Mahler first started working on a tone poem he called "Todtenfeier (Funeral Rites)," likely with the subtext being the "funeral" of the same failed relationship with a woman that prompted the hidden plot of Symphony No. 1. Later, in a letter he wrote, "It is the hero of my D major Symphony that I am burying here."


Pittsburgh Symphony Orchestra
  • Program: Mahler's Symphony No. 2, "Resurrection."
  • Featuring: Manfred Honeck, conductor; Simona Saturova, soprano; Elizabeth DeShong, mezzo-soprano; Mendelssohn Choir of Pittsburgh.
  • Where: Heinz Hall, Downtown.
  • When: 8 p.m. Friday and 2:30 p.m. Sunday.
  • Tickets: Start at $17.50. 412-492-4900.

"Todtenfeier" is a funeral march with the depth of Beethoven's "Eroica" Symphony and as harrowing as Berlioz's "Symphonie fantastique." With more than 20 minutes of music, it references the C minor mode of Beethoven's Fifth Symphony and mimics the misty opening of his Ninth. Its hollow, bone-rattling main theme finds only brief respite in warmer keys and an ascending theme that represents a "hope of eternal life," until the movement collapses into dreadful minor.

But soon after he completed "Todtenfeier," Mahler felt he must answer it, both musically and philosophically, so he re-purposed the work into the first movement of what would be his Second Symphony.

The "Todtenfeier" movement posed some weighty questions to Mahler: "Why have you lived? Why have you suffered? Is all this merely a great, horrible jest? Once this call has resounded in anyone's life, he must give an answer; and that answer I give in the last movement." For the nonpracticing Jewish man who would later convert to Catholicism, that answer was that humans will be redeemed after death.
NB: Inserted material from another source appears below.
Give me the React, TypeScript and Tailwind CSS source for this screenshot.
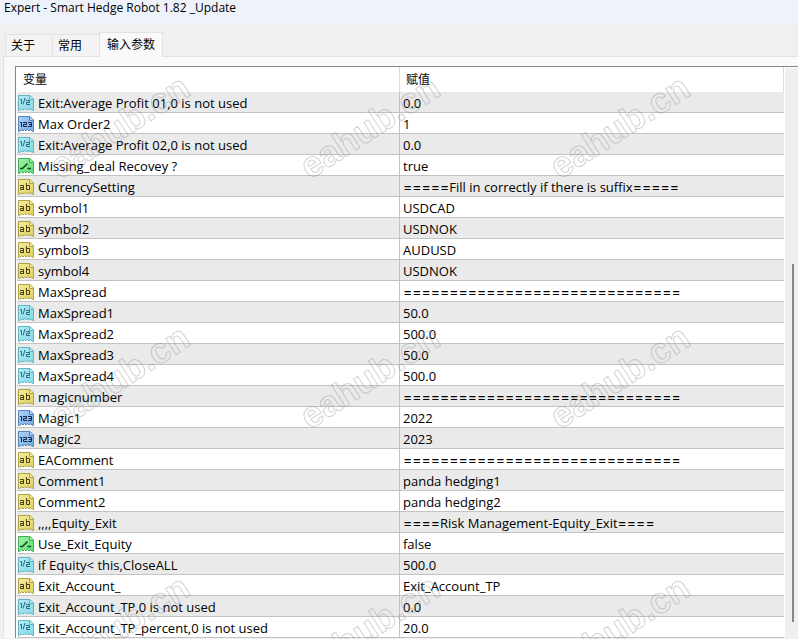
type Kind = "double" | "int" | "bool" | "string";

const rows: [Kind, string, string][] = [
  ["double", "Exit:Average Profit 01,0 is not used", "0.0"],
  ["int", "Max Order2", "1"],
  ["double", "Exit:Average Profit 02,0 is not used", "0.0"],
  ["bool", "Missing_deal Recovey ?", "true"],
  ["string", "CurrencySetting", "=====Fill in correctly if there is suffix====="],
  ["string", "symbol1", "USDCAD"],
  ["string", "symbol2", "USDNOK"],
  ["string", "symbol3", "AUDUSD"],
  ["string", "symbol4", "USDNOK"],
  ["string", "MaxSpread", "=============================="],
  ["double", "MaxSpread1", "50.0"],
  ["double", "MaxSpread2", "500.0"],
  ["double", "MaxSpread3", "50.0"],
  ["double", "MaxSpread4", "500.0"],
  ["string", "magicnumber", "=============================="],
  ["int", "Magic1", "2022"],
  ["int", "Magic2", "2023"],
  ["string", "EAComment", "=============================="],
  ["string", "Comment1", "panda hedging1"],
  ["string", "Comment2", "panda hedging2"],
  ["string", ",,,,Equity_Exit", "====Risk Management-Equity_Exit===="],
  ["bool", "Use_Exit_Equity", "false"],
  ["double", "if Equity< this,CloseALL", "500.0"],
  ["string", "Exit_Account_", "Exit_Account_TP"],
  ["double", "Exit_Account_TP,0 is not used", "0.0"],
  ["double", "Exit_Account_TP_percent,0 is not used", "20.0"],
];

const palette: Record<Kind, { light: string; fill: string; edge: string; ink: string }> = {
  double: { light: "#b5ecf5", fill: "#84d9e8", edge: "#5fb4c6", ink: "#1f6f80" },
  int: { light: "#b0d3f7", fill: "#74a9e0", edge: "#5585bd", ink: "#0b2550" },
  bool: { light: "#a0f3a5", fill: "#62dc78", edge: "#3fae58", ink: "#0a4a1c" },
  string: { light: "#f5ec9c", fill: "#dfd062", edge: "#b3a243", ink: "#4a4010" },
};

const glyphs: Record<Kind, string> = {
  double: "M2 4.5h1.5V9M7 3 5 9.5M8 5.5h3.5v2h-3v2H12",
  int: "M2 6.5h1.5V11M5 6.5h3.5v2h-3v2H9M10 6.5h3.5v4H10M11 8.5h3",
  bool: "M2 10.5h2.5L9.5 5.5M9.5 10.5H13",
  string: "M2 6.5h3.5V11M5.5 8.5h-3v2h3M8.5 4v6.5h3v-4h-3",
};

function TypeIcon({ kind }: { kind: Kind }) {
  const c = palette[kind];
  return (
    <svg width="16" height="16" viewBox="0 0 16 16" className="block shrink-0" aria-hidden="true">
      <defs>
        <linearGradient id={`fill-${kind}`} x1="0" y1="0" x2="1" y2="1">
          <stop offset="0" stopColor={c.light} />
          <stop offset="1" stopColor={c.fill} />
        </linearGradient>
      </defs>
      <path
        d="M.5.5H12L15.5 4v11.5l-2-.5-1-1.5-1.5 1.5-1.5-1.5L8 15l-1.5-1.5L5 15l-1.5-1.5-1 1.5-2 .5z"
        fill={`url(#fill-${kind})`}
        stroke={c.edge}
      />
      <path d="M11.5.8v3.7h3.7" fill={c.light} stroke={c.edge} />
      <path d={glyphs[kind]} fill="none" stroke={c.ink} strokeWidth={kind === "bool" ? 1.5 : 1} />
    </svg>
  );
}

const tabs = ["关于", "常用", "输入参数"];

// runs of "=" are set in a wider face than the words between them
function Value({ text }: { text: string }) {
  return (
    <>
      {text.split(/(=+)/).map((part, i) =>
        part.startsWith("=") ? (
          <span key={i} className="font-['Inter',sans-serif] text-[14px] leading-none">{part}</span>
        ) : (
          part
        ),
      )}
    </>
  );
}

function Watermark() {
  return (
    <svg className="pointer-events-none absolute inset-0 h-full w-full" aria-hidden="true">
      <defs>
        <pattern id="mark" width="250" height="250" patternUnits="userSpaceOnUse" x="50" y="0">
          <text
            transform="translate(10 180) rotate(-33)"
            fontFamily="Liberation Sans, sans-serif"
            fontSize="36"
            fontWeight="700"
            fill="none"
            stroke="#808080"
            strokeOpacity="0.35"
            strokeLinejoin="round"
          >
            eahub.cn
          </text>
        </pattern>
      </defs>
      <rect width="100%" height="100%" fill="url(#mark)" />
    </svg>
  );
}

export default function App() {
  return (
    <div className="relative min-h-screen overflow-hidden bg-[#f0f0f0] font-['Open_Sans','Noto_Sans_CJK_SC',sans-serif] text-[13px] text-black">
      <header className="h-[23px] bg-[#eef3fb] px-1 text-[12px] leading-4">Expert - Smart Hedge Robot 1.82 _Update</header>

      <main className="pt-[9px] pl-[3px]">
        <div role="tablist" className="flex items-end pl-[2px]">
          {tabs.map((tab, i) => (
            <button
              key={tab}
              role="tab"
              aria-selected={i === 2}
              className={
                i === 2
                  ? "-mb-px h-[25px] w-[64px] border border-b-0 border-[#e2e2e2] bg-[#f9f9f9] text-[12px]"
                  : "h-[22px] w-[47px] border border-r-0 border-b-0 border-[#e2e2e2] bg-[#f3f3f3] pl-[5px] text-left text-[12px]"
              }
            >
              {tab}
            </button>
          ))}
        </div>

        <section className="border-t border-l border-[#e2e2e2] bg-[#f9f9f9] pt-[9px] pl-[11px]">
          <div className="flex border-t border-l border-[#828790] bg-white">
            <table className="ml-px w-full table-fixed border-separate border-spacing-0 text-left">
              <colgroup>
                <col className="w-[383px]" />
                <col />
              </colgroup>
              <thead>
                <tr className="h-[25px]">
                  <th className="border-r border-[#dcdcdc] p-0 pl-[6px] text-[12px] font-normal">变量</th>
                  <th className="border-r border-[#dcdcdc] p-0 pl-[6px] text-[12px] font-normal">赋值</th>
                </tr>
              </thead>
              <tbody>
                {rows.map(([kind, name, value], i) => (
                  <tr key={i} className="h-[21px] odd:bg-[#eaeaea]">
                    <td className="border-r border-b border-[#c3c3c3] p-0 pt-[2px] leading-[18px]">
                      <div className="flex items-center gap-1 pl-px whitespace-nowrap">
                        <TypeIcon kind={kind} />
                        {name}
                      </div>
                    </td>
                    <td className="border-b border-[#c3c3c3] p-0 pt-[2px] pl-[3px] leading-[18px] whitespace-nowrap">
                      <Value text={value} />
                    </td>
                  </tr>
                ))}
              </tbody>
            </table>
            <div className="mt-px ml-px flex w-[13px] shrink-0 bg-[#efefef] pt-[196px] pb-4 pl-[7px]">
              <div className="w-[2px] bg-[#858585]" />
            </div>
          </div>
        </section>
      </main>

      <Watermark />
    </div>
  );
}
And so, after the doom of the first movement, Mahler lifts the hero and the listener up step by step. First comes an Austrian landler -- a peasant version of the waltz. It is as if the spirit of the dead hero lingers one last time among society, with the 19th-century romanticized innocence of villagers putting his soul on the path to redemption. Honeck, who played the zither in his youth, will impart a robust, swaying rhythm of the Austrian folk dance here, a rustic flavor he feels Mahler wanted to capture.

The third movement is an orchestration of a song, "St. Anthony preaches to the Fish," that Mahler wrote on a text he found in the folk collection "Des Knaben Wunderhorn (The Boys Magic Horn)." This collection of folk poems -- raw and often surprisingly profound -- preoccupied Mahler for years. In fact, he returned to them in several subsequent symphonies.
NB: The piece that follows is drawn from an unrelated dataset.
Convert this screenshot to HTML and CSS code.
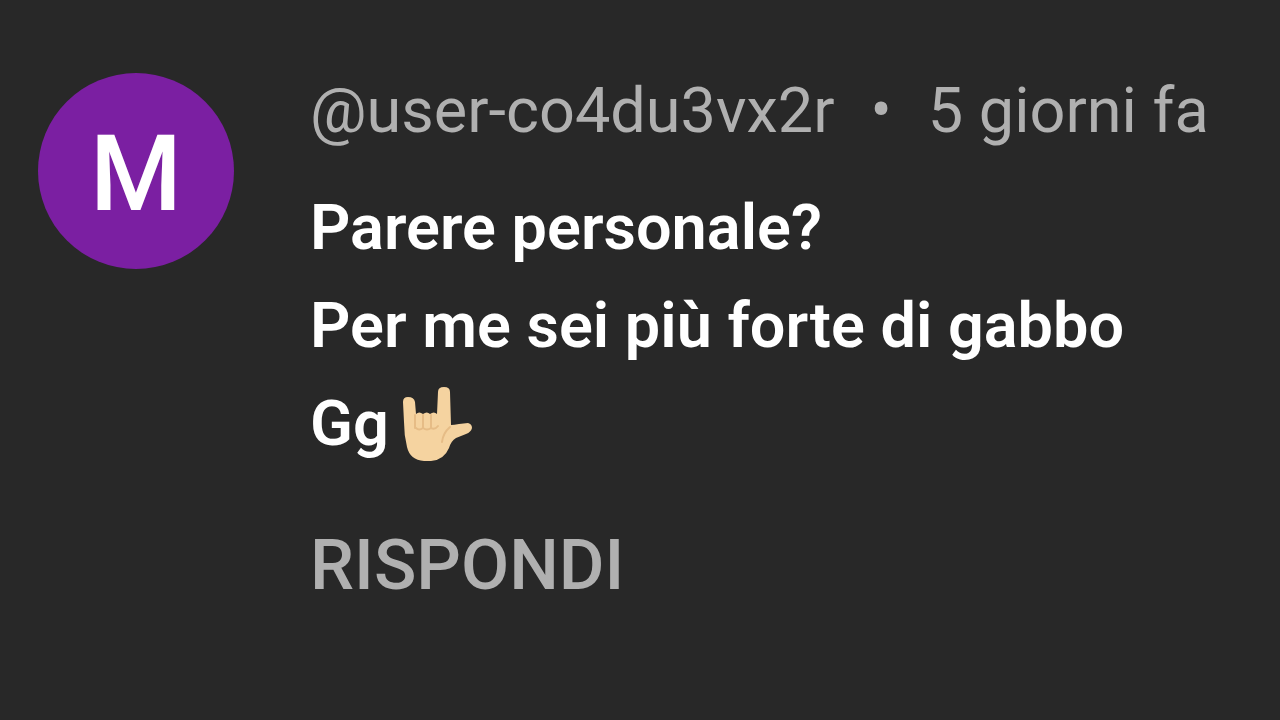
FILE: index.html
```html
<!DOCTYPE html>
<html lang="it">
<head>
    <meta charset="UTF-8">
    <meta name="viewport" content="width=device-width, initial-scale=1.0">
    <title>Commento</title>
    <link rel="stylesheet" href="styles.css">
</head>
<body>
    <article class="comment">
        <div class="avatar">M</div>

        <div class="comment-body">
            <header class="comment-header">
                <span class="author">@user-co4du3vx2r</span>
                <span class="dot">•</span>
                <span class="time">5 giorni fa</span>
            </header>

            <div class="comment-text">
                <p>Parere personale?</p>
                <p>Per me sei più forte di gabbo</p>
                <p class="last-line">Gg<svg class="emoji" viewBox="0 0 72 78" role="img" aria-label="Mano che fa le corna">
                    <path fill="#f5d3a0" d="M2 17Q2 12 7 12Q13 12 14 17L15 29Q18 26 22 29Q26 26 29 29Q33 26 36 29L37 7Q37 2 43 2Q49 2 49 7L50 40Q53 40 58 39L67 38Q71 39 71 43Q70 47 65 49L55 53Q50 56 48 63Q43 75 30 76H23Q9 75 6 62Q3 50 3 37Z"/>
                    <path fill="none" stroke="#e6bc86" stroke-width="2" stroke-linecap="round" d="M14 30V43M22 30V43M30 30V43M15 43Q18 46 22 43Q26 46 30 43Q34 45 37 41M49 42Q42 48 41 57"/>
                </svg></p>
            </div>

            <button class="reply-btn" type="button">RISPONDI</button>
        </div>
    </article>
</body>
</html>
```

FILE: styles.css
```css
* {
    margin: 0;
    padding: 0;
    box-sizing: border-box;
}

body {
    font-family: Roboto, sans-serif;
    background: #282828;
    color: #fff;
}

.comment {
    display: flex;
    align-items: flex-start;
    gap: 76px;
    padding: 71px 38px;
}

.avatar {
    display: flex;
    align-items: center;
    justify-content: center;
    flex-shrink: 0;
    width: 196px;
    height: 196px;
    margin-top: 2px;
    padding-top: 6px;
    border-radius: 50%;
    background: #7b1fa2;
    font-size: 105px;
    font-weight: 500;
}

.comment-body {
    flex: 1;
}

.comment-header {
    display: flex;
    margin-bottom: 28px;
    font-size: 63px;
    line-height: 80px;
    color: #b0b0b0;
    white-space: nowrap;
}

.dot {
    margin: 0 36px;
}

.comment-text {
    margin-bottom: 52px;
    font-size: 63px;
    font-weight: 600;
    line-height: 98px;
}

.last-line {
    display: flex;
    align-items: center;
}

.emoji {
    width: 72px;
    height: 78px;
    margin-left: 12px;
}

.reply-btn {
    display: block;
    background: none;
    border: none;
    font-family: inherit;
    font-size: 70px;
    font-weight: 500;
    line-height: 80px;
    color: #b0b0b0;
    cursor: pointer;
}
```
This poem is satirical -- a sneering posing of Mahler's question, "Is all this merely a great, horrible jest?" The text mocks the priest who preaches to fish after finding his church empty. "The Second Symphony's scherzo is the dreadful recognition that the meaning of existence cannot be understood and that life itself seems senseless," writes Mahler scholar Constantin Floros.

That depth of despair, couched in bitter laughter, is immediately dispelled in the following movement, "Urlicht (Primal Light)." Here a solo voice (mezzo-soprano or alto) enters for the first time, with yet another text from a "Wunderhorn" song about a soul in purgatory who wrestles with an angel to gain entrance to heaven: "I would not be turned away/ I am from God and would return to God!"
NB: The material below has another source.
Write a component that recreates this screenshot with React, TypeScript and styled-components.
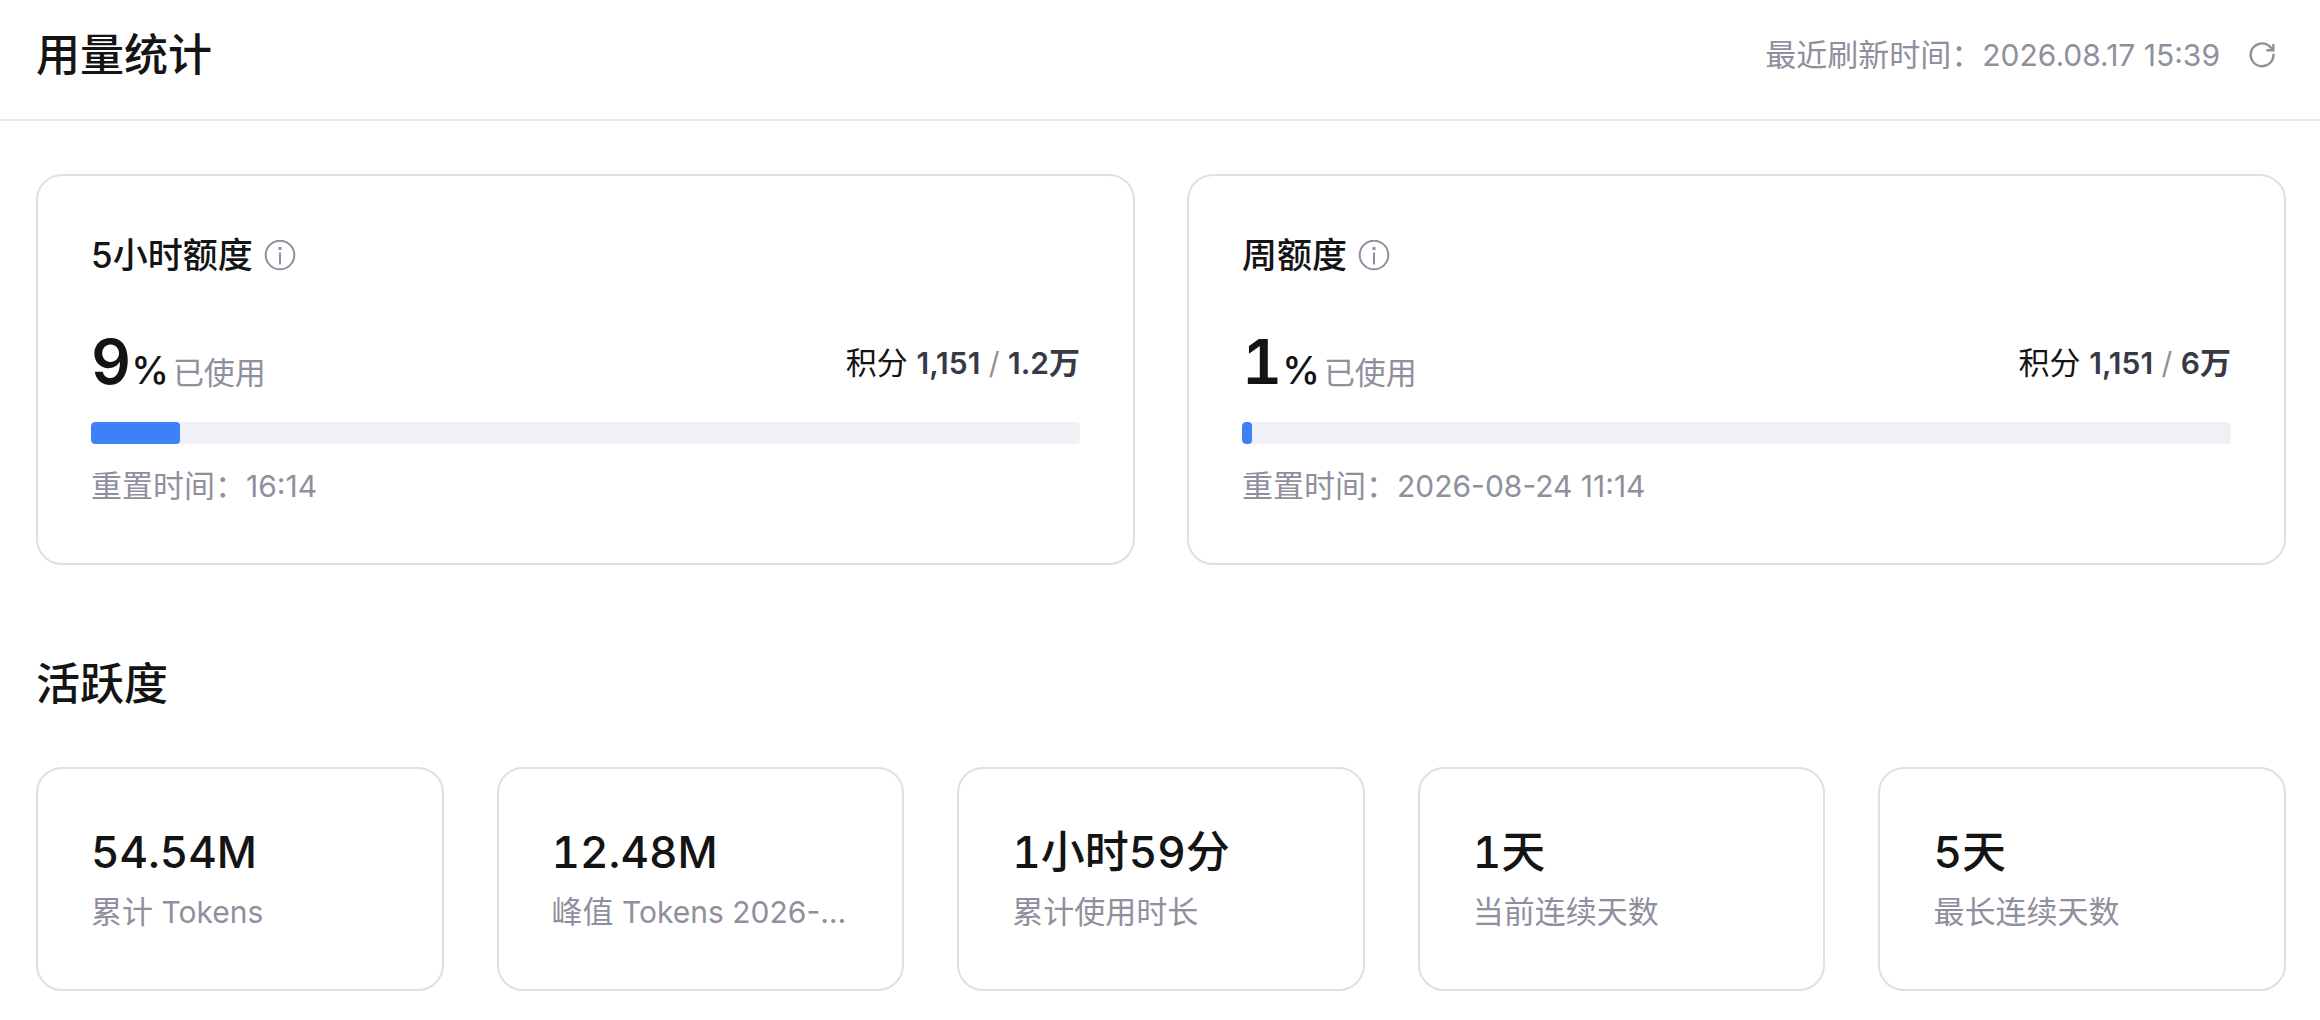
import React from 'react';
import styled, { createGlobalStyle } from 'styled-components';

const GlobalStyle = createGlobalStyle`
  *, *::before, *::after { box-sizing: border-box; }
  body {
    margin: 0;
    background: #fff;
    color: #141414;
    font-family: Inter, "Noto Sans CJK SC", sans-serif;
  }
  h1, h2, h3, p { margin: 0; }
`;

const Header = styled.header`
  display: flex;
  align-items: center;
  justify-content: space-between;
  padding: 24px 34px 33px 36px;
  border-bottom: 2px solid #e9e9f0;
`;

const SectionTitle = styled.h2`
  font-size: 44px;
  line-height: 62px;
  font-weight: 500;
`;

const Refresh = styled.div`
  display: flex;
  align-items: center;
  gap: 18px;
  color: #8f8f9d;
  font-size: 31px;
  line-height: 48px;
`;

const IconButton = styled.button`
  display: flex;
  align-items: center;
  justify-content: center;
  width: 48px;
  height: 48px;
  padding: 0;
  border: 0;
  background: none;
  color: inherit;
  cursor: pointer;
`;

const Main = styled.main`
  display: flex;
  flex-direction: column;
  gap: 88px;
  padding: 53px 34px 29px 36px;
`;

const Grid = styled.div<{ $columns: number; $gap: number }>`
  display: grid;
  grid-template-columns: repeat(${(p) => p.$columns}, minmax(0, 1fr));
  gap: ${(p) => p.$gap}px;
`;

const Card = styled.article`
  min-width: 0;
  padding: 53px;
  border: 2px solid #dfdfe6;
  border-radius: 26px;
`;

const CardTitle = styled.h3`
  display: flex;
  align-items: center;
  gap: 11px;
  margin-bottom: 40px;
  font-size: 35px;
  line-height: 53px;
  font-weight: 500;
`;

const InfoButton = styled(IconButton)`
  width: 32px;
  height: 32px;
  color: #8f8f9d;
`;

const UsageRow = styled.div`
  display: flex;
  align-items: flex-end;
  justify-content: space-between;
  height: 82px;
  margin-bottom: 18px;
`;

const Percent = styled.p`
  display: flex;
  align-items: baseline;
  line-height: 62px;
`;

const PercentValue = styled.span`
  font-size: 62px;
  font-weight: 600;
  font-variant-numeric: tabular-nums;
`;

const PercentSign = styled.span`
  font-size: 38px;
  font-weight: 500;
`;

const Used = styled.span`
  margin-left: 4px;
  font-size: 31px;
  color: #8f8f9d;
`;

const Credits = styled.p`
  align-self: center;
  font-size: 31px;
  line-height: 48px;
`;

const CreditNumber = styled.span`
  font-weight: 600;
  color: #373a46;
`;

const Slash = styled.span`
  color: #8f8f9d;
`;

const Track = styled.div`
  height: 22px;
  margin-bottom: 18px;
  border-radius: 4px;
  background: #f0f1f6;
  overflow: hidden;
`;

const Fill = styled.div`
  height: 100%;
  border-radius: 4px;
  background: #4080f7;
`;

const Muted = styled.p`
  font-size: 31px;
  line-height: 48px;
  color: #8f8f9d;
  white-space: nowrap;
`;

const Latin = styled.span`
  font-size: 30px;
`;

const StatValue = styled.p`
  margin-bottom: 6px;
  font-size: 44px;
  line-height: 60px;
  font-weight: 500;
  font-variant-numeric: tabular-nums;
  white-space: nowrap;
`;

const Activity = styled.section`
  display: flex;
  flex-direction: column;
  gap: 52px;
`;

const InfoIcon = () => (
  <svg width="32" height="32" viewBox="0 0 32 32" fill="none" stroke="currentColor" strokeWidth="2" aria-hidden="true">
    <circle cx="16" cy="15" r="14.3" />
    <path d="M16 12.4v12" />
    <path d="M16 7v3" strokeWidth="3" />
  </svg>
);

const RefreshIcon = () => (
  <svg width="28" height="28" viewBox="0 0 28 28" fill="none" stroke="currentColor" strokeWidth="2.4" aria-hidden="true">
    <path d="M25.4 12.6A11.4 11.4 0 1 1 20.8 4.6L24.6 8.2" />
    <path d="M25.4 3v6.2h-7" />
  </svg>
);

interface Quota {
  title: string;
  percent: number;
  used: string;
  total: string;
  reset: string;
}

const quotas: Quota[] = [
  { title: '5小时额度', percent: 9, used: '1,151', total: '1.2万', reset: '16:14' },
  { title: '周额度', percent: 1, used: '1,151', total: '6万', reset: '2026-08-24 11:14' },
];

interface Stat {
  value: string;
  label: string;
  note?: string;
}

const stats: Stat[] = [
  { value: '54.54M', label: '累计', note: 'Tokens' },
  { value: '12.48M', label: '峰值', note: 'Tokens 2026-…' },
  { value: '1小时59分', label: '累计使用时长' },
  { value: '1天', label: '当前连续天数' },
  { value: '5天', label: '最长连续天数' },
];

const QuotaCard = ({ title, percent, used, total, reset }: Quota) => (
  <Card>
    <CardTitle>
      {title}
      <InfoButton type="button" aria-label={`${title}说明`}>
        <InfoIcon />
      </InfoButton>
    </CardTitle>
    <UsageRow>
      <Percent>
        <PercentValue>{percent}</PercentValue>
        <PercentSign>%</PercentSign>
        <Used>已使用</Used>
      </Percent>
      <Credits>
        积分 <Latin><CreditNumber>{used}</CreditNumber> <Slash>/</Slash> </Latin><CreditNumber><Latin>{total.slice(0, -1)}</Latin>{total.slice(-1)}</CreditNumber>
      </Credits>
    </UsageRow>
    <Track role="progressbar" aria-label={title} aria-valuemin={0} aria-valuemax={100} aria-valuenow={percent}>
      <Fill style={{ width: `${percent}%` }} />
    </Track>
    <Muted>重置时间：<Latin>{reset}</Latin></Muted>
  </Card>
);

export default function App() {
  return (
    <>
      <GlobalStyle />
      <Header>
        <SectionTitle as="h1">用量统计</SectionTitle>
        <Refresh>
          <span>最近刷新时间：<Latin>2026.08.17 15:39</Latin></span>
          <IconButton type="button" aria-label="刷新">
            <RefreshIcon />
          </IconButton>
        </Refresh>
      </Header>
      <Main>
        <Grid $columns={2} $gap={52}>
          {quotas.map((quota) => (
            <QuotaCard key={quota.title} {...quota} />
          ))}
        </Grid>
        <Activity>
          <SectionTitle>活跃度</SectionTitle>
          <Grid $columns={5} $gap={53}>
            {stats.map((stat) => (
              <Card key={stat.value}>
                <StatValue>{stat.value}</StatValue>
                <Muted>
                  {stat.label}
                  {stat.note && <Latin> {stat.note}</Latin>}
                </Muted>
              </Card>
            ))}
          </Grid>
        </Activity>
      </Main>
    </>
  );
}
That relative calm is shattered by tremolos, kettledrums and trumpets at the beginning of the massive fifth movement. The 30-minute finale actually quickly shifts to some optimistic music -- developing the eternity music of the first movement -- but it then cycles through a mini-plot of its own.

Now Mahler has the soul of the dead hero -- or is it all humanity? -- call from the wilderness to God. The calls are first made by an offstage horn but then grow closer, louder and more confident until they are abruptly answered by rough strains and Judgment Day motives, including the Dies irae chant of the Dead and offstage "trumpets of the apocalypse."

Things look bleak indeed until the "eternity" theme returns and the choir finally enters singing Mahler's setting of the poem, "Resurrection," by 18th-century German Friedrich Klopstock, with both female soloists joining in. The climax of the choral writing -- again referencing Beethoven's Ninth -- ushers in the "eternity" music for good, ending the work triumphantly in glorious E-flat major with bells ringing and organ blaring.

Mahler's skills as a composer and orchestrator truly shine in Symphony No. 2, for the unity he imposed upon the piece after the fact is not just musically motivated, but philosophically generated. Mahler wished to provide an answer of resurrection to the eschatological questions he posed in "Todtenfeier." To balance the negativity of that long opening movement, he had to write quite a bit of compelling positive music, including an even longer finale. But Mahler met that challenge with elan, all the while making the entire symphony sound as though its disparate movements were composed as a whole. It was in this way that he felt his own beliefs would be most effectively shared with audiences.

"He made a very big statement about life and how he had no fear he would not enter heaven with joy," says Honeck.